Behind all those broadsheet “architecture in the Noughties” features there was an alternative decade, visible
in a mammoth volume published in 2009 by Thames & Hudson. Unbuilt Masterworks of the 21st Century is a compendium of schemes that never made it – a clutch of vetoed World Trade Centers, megaprojects too ambitious even for China and the UAE, competition losers, political alsorans and the financially stillborn. But is this menagerie of failures miserable? Hell no. Bumptious confidence bounces off every page.
Even though they never came to trouble the surface of the planet, the projects are still “masterworks”
– it says so right on the cover. Actually breaking ground is beside the point now that digital technology has advanced to the present state of the art.
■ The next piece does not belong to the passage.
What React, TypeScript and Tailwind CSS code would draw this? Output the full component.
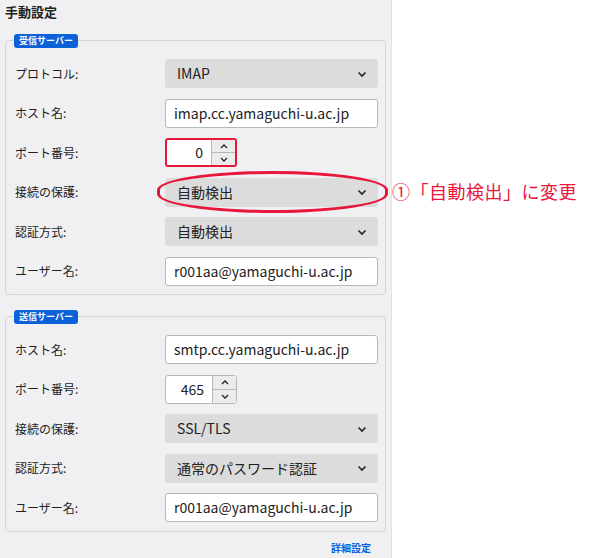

Authenticity is overrated in a digital decade, where we can fight wars over non-existent weapons and billions of pounds can dematerialise in minutes.
That said, there’s a pleasing amount of non-digital presentation in Unbuilt Masterworks, with plenty of models and drawings, and even watercolours and charcoal. But the computer-generated stuff is clearly the main event. It’s all so consciously seductive, winking at you like soft porn from page after page. The buildings are literally perfect, even the dogs. Many have these unique seamless surfaces with an unearthly, reflective, silken un-texture, pierced by lens flare from a hot sun in clear skies.
Others are pristine Apple Mac white or have the translucence of rare jellyfish. Building them would ruin them.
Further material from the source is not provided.